なぜ農地や市街化調整区域の売買はトラブルになりやすいのか

買主の誤解|“買える=すぐ建てられる”という思い込み

農地や市街化調整区域では、売買契約が成立しても、すぐに家が建てられる土地とは限りません。
しかし買主の多くは、

  • 「お金を払えば自由に使える」

  • 「住宅地と同じだろう」

  • 「転用って申請だけでしょ?」

と認識しているケースが非常に多く、手続きや期間への理解が浅いことがトラブルの原因になります。
農地転用許可や開発許可が必要となり、申請の順序や協議の結果によっては “建てられない・引き渡せない” 可能性だってあります。

 

つまり買主の誤解は、「想定と現実のズレ」から契約後の揉め事を生む最も大きな火種です。
売買前に正しい情報を提示しなければ、クレーム・感情的対立・契約解除に発展するリスクを抱えることになります。

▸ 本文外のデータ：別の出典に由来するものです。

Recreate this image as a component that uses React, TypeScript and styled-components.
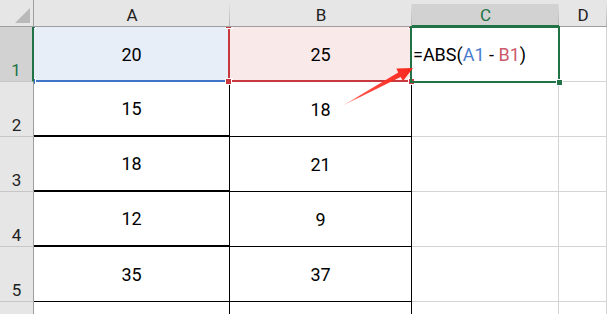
import React from 'react';
import styled, { createGlobalStyle, css } from 'styled-components';

const GlobalStyle = createGlobalStyle`
  html, body {
    margin: 0;
    padding: 0;
    background: #ffffff;
    overflow: hidden;
  }
`;

const GREEN = '#217346';
const GRID = '#d4d4d4';
const HEAD_BG = '#e6e6e6';
const HEAD_SEL = '#d2d2d2';

const Sheet = styled.div`
  position: relative;
  width: 607px;
  height: 314px;
  overflow: hidden;
  display: grid;
  grid-template-columns: 34px 196px 182px 147px 1fr;
  grid-template-rows: 27px repeat(6, 55px);
  font-family: 'Roboto', 'Noto Sans', sans-serif;
  color: #000;
`;

const Corner = styled.div`
  position: relative;
  z-index: 2;
  background: ${HEAD_BG};
  border-right: 1px solid #9e9e9e;
  border-bottom: 1px solid #9e9e9e;
  box-sizing: border-box;
  display: flex;
  align-items: flex-end;
  justify-content: flex-end;
  padding: 0 3px 3px 0;
`;

const Triangle = styled.div`
  width: 0;
  height: 0;
  border-left: 15px solid transparent;
  border-bottom: 15px solid #b9b9b9;
`;

const ColHead = styled.div<{ $active?: boolean }>`
  position: relative;
  z-index: 2;
  box-sizing: border-box;
  background: ${HEAD_BG};
  border-bottom: 1px solid #9e9e9e;
  display: flex;
  align-items: center;
  justify-content: center;
  padding-top: 4px;
  font-size: 17px;
  color: #222;

  &::before {
    content: '';
    position: absolute;
    left: 0;
    right: 1px;
    top: 4px;
    bottom: 0;
    background: ${(p) => (p.$active ? HEAD_SEL : 'transparent')};
    z-index: -1;
  }

  &::after {
    content: '';
    position: absolute;
    right: 0;
    top: 4px;
    bottom: 0;
    width: 1px;
    background: linear-gradient(#e0e0e0, #b4b4b4);
  }

  ${(p) =>
    p.$active &&
    css`
      color: ${GREEN};
      border-bottom: 2px solid ${GREEN};
    `}
`;

const RowHead = styled.div<{ $active?: boolean }>`
  position: relative;
  z-index: 2;
  box-sizing: border-box;
  background: ${(p) => (p.$active ? HEAD_SEL : HEAD_BG)};
  border-right: ${(p) => (p.$active ? `2px solid ${GREEN}` : '1px solid #9e9e9e')};
  border-bottom: 1px solid #c6c6c6;
  display: flex;
  align-items: flex-end;
  justify-content: center;
  padding-bottom: 1px;
  font-size: 17px;
  line-height: 20px;
  color: ${(p) => (p.$active ? GREEN : '#222')};
`;

type Edge = 'none' | 'thin' | 'thick';

const Cell = styled.div<{ $fill?: string; $right?: boolean; $bottom?: Edge; $left?: boolean }>`
  position: relative;
  box-sizing: border-box;
  background: ${(p) => p.$fill || '#fff'};
  border-right: 1px solid ${(p) => (p.$right ? '#000' : GRID)};
  border-bottom: ${(p) =>
    p.$bottom === 'thick' ? '2px solid #000' : p.$bottom === 'thin' ? '1px solid #000' : `1px solid ${GRID}`};
  display: flex;
  align-items: center;
  justify-content: ${(p) => (p.$left ? 'flex-start' : 'center')};
  padding-left: ${(p) => (p.$left ? '1px' : '0')};
  font-size: 18px;
  white-space: nowrap;
`;

// outline Excel draws round a cell that a formula refers to;
// its top and left edges tuck under the headers
const RangeBox = styled.div<{ $color: string }>`
  position: absolute;
  z-index: 1;
  top: -2px;
  left: -2px;
  right: -1px;
  bottom: -1px;
  border: 2px solid ${(p) => p.$color};
  pointer-events: none;
`;

const RangeHandle = styled.span<{ $color: string; $x: 'l' | 'r'; $y: 't' | 'b' }>`
  position: absolute;
  width: 5px;
  height: 5px;
  background: ${(p) => p.$color};
  outline: 1px solid #fff;
  ${(p) => (p.$x === 'l' ? 'left: -4px;' : 'right: -4px;')}
  ${(p) => (p.$y === 't' ? 'top: -4px;' : 'bottom: -4px;')}
`;

const Selection = styled.div`
  position: absolute;
  z-index: 3;
  top: -1px;
  left: -2px;
  right: -2px;
  bottom: -2px;
  border: 2px solid ${GREEN};
  pointer-events: none;
`;

const FillHandle = styled.span`
  position: absolute;
  right: -5px;
  bottom: -5px;
  width: 5px;
  height: 5px;
  background: ${GREEN};
  border: 1px solid #fff;
`;

const Ref = styled.span<{ $color: string }>`
  color: ${(p) => p.$color};
`;

const Arrow = styled.svg`
  position: absolute;
  left: 0;
  top: 0;
  z-index: 4;
  pointer-events: none;
`;

const Range: React.FC<{ color: string }> = ({ color }) => (
  <RangeBox $color={color}>
    <RangeHandle $color={color} $x="l" $y="t" />
    <RangeHandle $color={color} $x="r" $y="t" />
    <RangeHandle $color={color} $x="l" $y="b" />
    <RangeHandle $color={color} $x="r" $y="b" />
  </RangeBox>
);

const rows = [
  { a: 15, b: 18, edge: 'thick' as Edge },
  { a: 18, b: 21, edge: 'thick' as Edge },
  { a: 12, b: 9, edge: 'thick' as Edge },
  { a: 35, b: 37, edge: 'thin' as Edge },
];

const BLUE = '#3f74c8';
const RED = '#c8383f';

const App: React.FC = () => {
  return (
    <>
      <GlobalStyle />
      <Sheet>
        <Corner>
          <Triangle />
        </Corner>
        <ColHead>A</ColHead>
        <ColHead>B</ColHead>
        <ColHead $active>C</ColHead>
        <ColHead>D</ColHead>

        <RowHead $active>1</RowHead>
        <Cell $fill="#e8eef8">
          20
          <Range color={BLUE} />
        </Cell>
        <Cell $fill="#fae9e9">
          25
          <Range color={RED} />
        </Cell>
        <Cell $left>
          =ABS(<Ref $color="#4a7ccc">A1</Ref>&nbsp;-&nbsp;<Ref $color="#cc5a6a">B1</Ref>)
          <Selection>
            <FillHandle />
          </Selection>
        </Cell>
        <Cell />

        {rows.map((r, i) => (
          <React.Fragment key={i}>
            <RowHead>{i + 2}</RowHead>
            <Cell $right $bottom={r.edge}>
              {r.a}
            </Cell>
            <Cell $right $bottom="thin">
              {r.b}
            </Cell>
            <Cell />
            <Cell />
          </React.Fragment>
        ))}

        <RowHead>6</RowHead>
        <Cell $right />
        <Cell $right />
        <Cell />
        <Cell />

        <Arrow width="607" height="314" viewBox="0 0 607 314">
          <defs>
            <linearGradient id="shaft" x1="342" y1="106" x2="412" y2="68" gradientUnits="userSpaceOnUse">
              <stop offset="0" stopColor="#ff3b2f" stopOpacity="0.25" />
              <stop offset="0.25" stopColor="#ff3b2f" stopOpacity="0.9" />
              <stop offset="1" stopColor="#f8261c" />
            </linearGradient>
          </defs>
          <polygon
            points="342,106 398.2,72.6 396.4,68.5 413,68 403,80.9 400.6,77 342,106"
            fill="url(#shaft)"
          />
        </Arrow>
      </Sheet>
    </>
  );
};

export default App;
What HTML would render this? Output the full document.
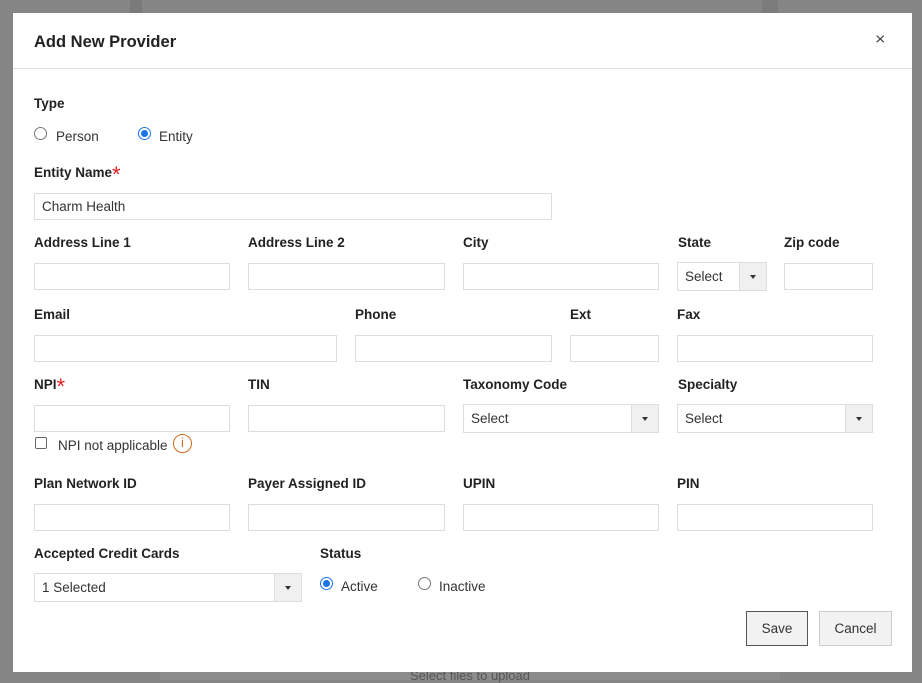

売主の過信|“自分の土地だから建てられるはず”という勘違い

売主側の多くは、

  • 「昔から持っている土地だからわかっている」

  • 「近くにも家が建っているから大丈夫」

  • 「農地でもみんな転用してるし、なんとかなるでしょ」

と考えがちです。
しかし現実には 土地の状況や行政の運用は、“過去の経験や感覚”では判断できません。

 

特に調整区域や農振エリアでは、
売主の理解不足が“過大な期待”となって業者を追い込むケースが頻発します。

売主の過信は、

  • 契約内容への理解不足

  • 引渡し時期に関する誤認

  • 転用できなかったときの責任問題

 

といった形で噴き出し、後から大きなトラブルになります。
売主の誤解を売買前に正すことが、実は最も重要なトラブル回避策です。

業者の説明負担|“専門外の手続きまで説明を要求される現実”

宅建業者に求められる役割は大きくなっている一方で、
農地転用や調整区域の手続きは宅建業の専門領域ではありません。

しかし現場では、

  • 買主:「これって建てられますよね?え、できないの?説明して」

  • 売主:「大丈夫なんですよね?どうすればいいの?」

という質問が 当然のように業者へ集中します。

結果、

  • 言い切れないことを求められる

  • 専門外の説明まで背負わされる

  • 調べる前提がないのに責任だけ負わせられる

という “板挟み状態” が起きやすいのです。

 

本来なら行政・法律・開発の判断を前提にすべきところを
業者が1人で抱えることが、最もリスクの高い構造になっています。

行政手続きの不透明さ|“結論が役所対応で変わる”という不可避のリスク

農地転用や開発が絡む土地は、同じ内容でも「自治体・担当者・時期」によって判断が変わることが珍しくありません。

つまり、

  • グレーゾーンが多い

  • 協議しながら前に進める性質がある

  • 明文化されていない“運用”が存在する

という前提があるため、買主も売主も
「契約前に正解を断言できるもの」と誤解しやすいのです。

しかし現場の事実としては、

  • “許可が前提”ではなく“協議が前提”

  • 結論がすぐ出ないことも普通

  • 手続きに数ヶ月単位の時間を要するのも一般的

 

だから 行政手続きの不透明さこそ、最初に共有すべき最大リスクなのです。